Sono arrivate sul filo della scadenza le “offerte vincolanti” per l’acquisto di Alitalia. Una della tedesca Lufthansa, un’altra della low cost inglese EasyJet, in cordata con Air France e con il fondo Usa Cerberus, più una terza firmata dall’ungherese Wizzair Air.
Le proposte sono state consegnate al notaio il 10 aprile sera, quando sembrava ormai certo che i compratori sarebbero rimasti alla finestra ignorando il termine di presentazione fissato dalla procedura di vendita.

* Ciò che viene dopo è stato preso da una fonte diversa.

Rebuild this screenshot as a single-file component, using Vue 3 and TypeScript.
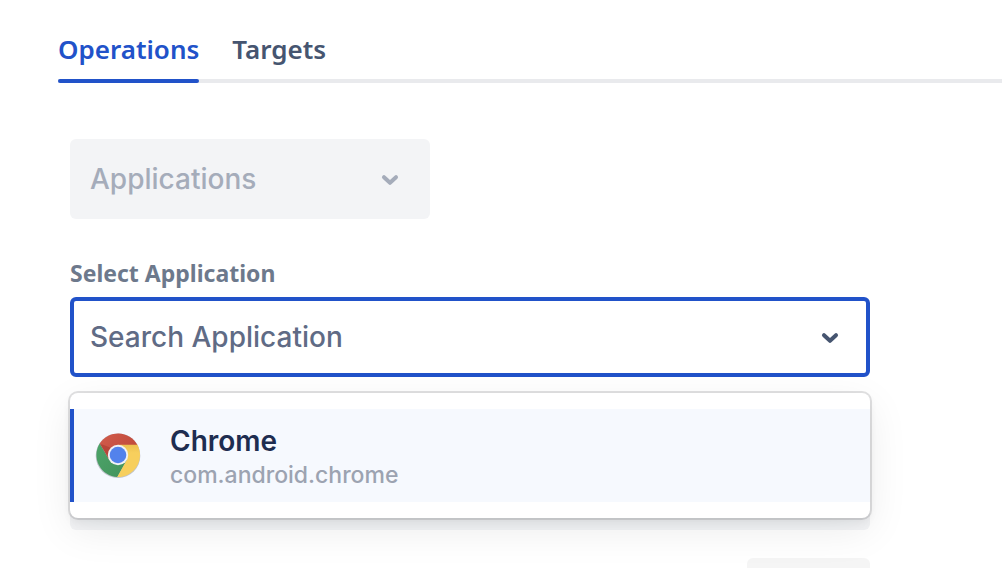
<script setup lang="ts">
import { ref } from 'vue'

interface AppOption {
  name: string
  packageId: string
}

const tabs: string[] = ['Operations', 'Targets']
const activeTab = ref('Operations')
const query = ref('')
const options: AppOption[] = [{ name: 'Chrome', packageId: 'com.android.chrome' }]
const highlighted = ref(0)
</script>

<template>
  <main class="page">
    <nav class="tabs" role="tablist">
      <button
        v-for="tab in tabs"
        :key="tab"
        class="tab"
        :class="{ active: tab === activeTab }"
        type="button"
        role="tab"
        :aria-selected="tab === activeTab"
        @click="activeTab = tab"
      >{{ tab }}</button>
    </nav>

    <form class="form" @submit.prevent>
      <div class="control category">
        <select class="field muted" aria-label="Category" disabled>
          <option>Applications</option>
        </select>
        <svg class="chevron pale" viewBox="0 0 20 14" aria-hidden="true"><path d="M4 4.2 L10 9.8 L16 4.2" /></svg>
      </div>

      <label class="label" for="application">Select Application</label>
      <div class="control">
        <input
          id="application"
          v-model="query"
          class="field search"
          type="text"
          role="combobox"
          aria-expanded="true"
          aria-controls="application-list"
          placeholder="Search Application"
          autocomplete="off"
        />
        <svg class="chevron" viewBox="0 0 20 14" aria-hidden="true"><path d="M4 4.2 L10 9.8 L16 4.2" /></svg>

        <ul id="application-list" class="menu" role="listbox">
          <li
            v-for="(option, index) in options"
            :key="option.packageId"
            class="option"
            :class="{ highlighted: index === highlighted }"
            role="option"
            :aria-selected="index === highlighted"
          >
            <svg class="logo" viewBox="0 0 48 48" aria-hidden="true">
              <defs>
                <linearGradient id="red-shade" x1="0" y1="0" x2="1" y2="0.4">
                  <stop offset="0" stop-color="#d25c4c" />
                  <stop offset="1" stop-color="#c14b3c" />
                </linearGradient>
                <linearGradient id="green-shade" x1="0" y1="0" x2="1" y2="1">
                  <stop offset="0" stop-color="#4ca469" />
                  <stop offset="1" stop-color="#43935c" />
                </linearGradient>
                <linearGradient id="yellow-shade" x1="0" y1="0" x2="0" y2="1">
                  <stop offset="0" stop-color="#ecc04f" />
                  <stop offset="0.25" stop-color="#f7cf5d" />
                </linearGradient>
              </defs>
              <circle cx="24" cy="24.7" r="22.3" fill="#8f969f" opacity="0.55" />
              <path d="M24 24 L5.7 12.5 A22 22 0 0 1 43.3 13.8 L34 20Z" fill="url(#red-shade)" />
              <path d="M5.7 12.5 A22 22 0 0 0 23.3 46 L33 29 L24 24 L15.4 29Z" fill="url(#green-shade)" />
              <path d="M24 13.8 H43.5 A22 22 0 0 1 23.3 46 L32.7 29Z" fill="url(#yellow-shade)" />
              <path d="M5.7 12.5 L15.4 29 L20 18Z" fill="#b84639" />
              <circle cx="24" cy="24" r="10.2" fill="#f1f2f4" />
              <circle cx="24" cy="24" r="8.3" fill="#5382ec" />
            </svg>
            <span class="details">
              <span class="name">{{ option.name }}</span>
              <span class="package">{{ option.packageId }}</span>
            </span>
          </li>
        </ul>
      </div>

      <input class="field muted covered" type="text" aria-label="Version" disabled />
      <button class="submit" type="submit" aria-label="Add" disabled></button>
    </form>
  </main>
</template>

<style>
body {
  background: #fff;
}
</style>

<style scoped>
.page {
  box-sizing: border-box;
  height: 100vh;
  overflow: hidden;
  padding: 20px 0 0 58px;
  font-family: Inter, "Liberation Sans", sans-serif;
  color: #465570;
}

.tabs {
  display: flex;
  gap: 33px;
  box-shadow: inset 0 -4px #e9eaed;
}

.tab {
  position: relative;
  height: 63px;
  padding: 0 0 4px;
  border: 0;
  background: none;
  color: #465570;
  font: 600 26px/59px "Noto Sans", sans-serif;
  cursor: pointer;
}

.tab.active {
  color: #2152c9;
}

.tab.active::after {
  content: "";
  position: absolute;
  inset: auto 0 0;
  height: 4px;
  border-radius: 2px;
  background: #2152c9;
}

.form {
  display: flex;
  flex-direction: column;
  max-width: 800px;
  margin: 56px 20px 0 12px;
}

.control {
  position: relative;
}

.category {
  width: 45%;
}

.field {
  box-sizing: border-box;
  display: block;
  width: 100%;
  height: 80px;
  margin: 0;
  padding: 0 72px 0 20px;
  border: 0;
  border-radius: 6px;
  outline: 0;
  appearance: none;
  font: 500 28px/36px Inter, "Liberation Sans", sans-serif;
}

.muted {
  background: #f3f4f6;
  color: #a5acba;
  opacity: 1;
}

.search {
  padding-left: 16px;
  border: 4px solid #2152c9;
  background: #fff;
  color: #606b85;
}

.search::placeholder {
  color: #606b85;
  opacity: 1;
}

.chevron {
  position: absolute;
  top: 34px;
  right: 30px;
  width: 20px;
  height: 14px;
  fill: none;
  stroke: #465570;
  stroke-width: 4;
  stroke-linecap: round;
  stroke-linejoin: round;
  pointer-events: none;
}

.pale {
  stroke: #a5acba;
}

.label {
  margin: 38px 0 8px;
  color: #6d798c;
  font: 700 23px/32px "Noto Sans", sans-serif;
}

.menu {
  position: absolute;
  top: 96px;
  left: 0;
  right: 0;
  z-index: 1;
  margin: 0;
  padding: 16px 0;
  border-radius: 8px;
  background: #fff;
  box-shadow: 0 0 0 2px rgba(17, 20, 24, 0.12), 0 4px 8px rgba(17, 20, 24, 0.06), 0 12px 40px rgba(17, 20, 24, 0.08);
  list-style: none;
}

.option {
  display: flex;
  align-items: center;
  gap: 28px;
  padding: 12px 20px 13px;
  border-left: 4px solid transparent;
}

.highlighted {
  border-left-color: #2152c9;
  background: #f6f9fe;
}

.logo {
  width: 48px;
  height: 48px;
}

.details {
  display: flex;
  flex-direction: column;
}

.name {
  color: #1e2d50;
  font-size: 28px;
  font-weight: 600;
  line-height: 40px;
}

.package {
  color: #9ca3b1;
  font-size: 23px;
  font-weight: 500;
  line-height: 28px;
}

.covered {
  margin-top: 73px;
}

.submit {
  align-self: flex-end;
  width: 123px;
  height: 80px;
  margin-top: 28px;
  border: 0;
  border-radius: 6px;
  background: #f5f5f5;
}
</style>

Infatti, secondo alcune indiscrezioni che martedì mattina filtravano da Colonia (Lufthansa) e da Parigi (Air France) sarebbe stato impossibile presentare proposte con un governo scaduto e uno ancora in alto mare. Non a caso, Palazzo Chigi aveva già preparato il decreto per prolungare il commissariamento della compagnia aerea italiana che scadrà il 30 aprile prossimo.
È stata Easyjet a rompere la consegna del silenzio e a fare per prima la sua proposta. Spiegando poi in una nota che «il contenuto della manifestazione d’interesse» restava «riservato» e che allo stato delle cose non esiste alcuna «certezza che la transazione andrà avanti». Insomma, in assenza di una ristrutturazione dell’azienda l’offerta sarà ritirata.
Una posizione analoga a quella espressa più volte da Lufthansa che prima di avviare la trattativa col prossimo governo vuole vedere un’Alitalia completamente ridisegnata e con circa duemila dipendenti in meno.
La decisione improvvisa di mettere le carte in tavola può essere quindi letta come una mossa per stanare Lega e Cinquestelle. Infatti il loro trionfo alle ultime elezioni politiche ha complicato (e non poco) le trattative per la cessione della ex compagnia aerea di bandiera. Prima del voto, l’accordo con la tedesca Lufthansa sembrava in dirittura d’arrivo. Ma si stava prospettando anche la seconda offerta, quella della cordata costituita da Easyjet, Air France-Klm, Delta Airlines e dal fondo americano d’investimento Cerberus.
Adesso però c’è un grande scoglio politico da superare. Anche se con sfumature diverse, Salvini e Di Maio, prima del 4 marzo, si erano schierati per il ritorno del controllo pubblico. E non è un caso se dopo la loro vittoria si sono intensificati i rumors su un intervento della Cassa Depositi e Prestiti come partner finanziario. Chi spinge per questo ritorno dell’Alitalia sotto l’ombrello pubblico porta il fatto che, da quando è nelle mani della troika commissariale (Gubitosi, Laghi e Paleari), la società non brucia più tutti i soldi delle gestioni precedenti. Il prestito ponte di 900 milioni concesso dallo Stato per evitare il fallimento sarebbe ancora in cassaforte. Il condizionale è d’obbligo, perché la notizia è stata fornita durante un’audizione in Parlamento, ma i conti non sono mai stati resi pubblici.
Intanto il ministro dello Sviluppo economico Carlo Calenda, continua comunque a ripetere che è inutile farsi illusioni: «Alitalia da sola non può stare in piedi. Come dimostra il fatto che per sostenerla finora lo Stato ha già speso 8 miliardi di euro tra ripianamento delle perdite e fallimentari tentativi di rilancio».
A conferma della tesi di Calenda ecco i dati di un report appena elaborato dalla società Tra Consulting di cui è amministratore delegato Andrea Giuricin, professore di Economia dei trasporti all’università Bicocca. Dentro ci sono tutte le cifre sull’arretramento dell’Alitalia negli ultimi anni. Solo tra il 2014 e il 2017 ha perso ben 5 punti del mercato aereo italiano scendendo dal 20 al 15 per cento. Questo mentre il numero dei passeggeri nel nostro paese risulta triplicato rispetto a 20 anni fa. L’ex compagnia di bandiera conserva solo il primato nazionale dei voli domestici: 39 per cento contro il 36 di Ryanair. Ma è una vittoria di Pirro, perché quelle che rendono sono le rotte intercontinentali. E, allo stato delle cose, sul lungo raggio, Alitalia non ha i capitali, gli aerei e gli uomini per competere con i grandi concorrenti europei.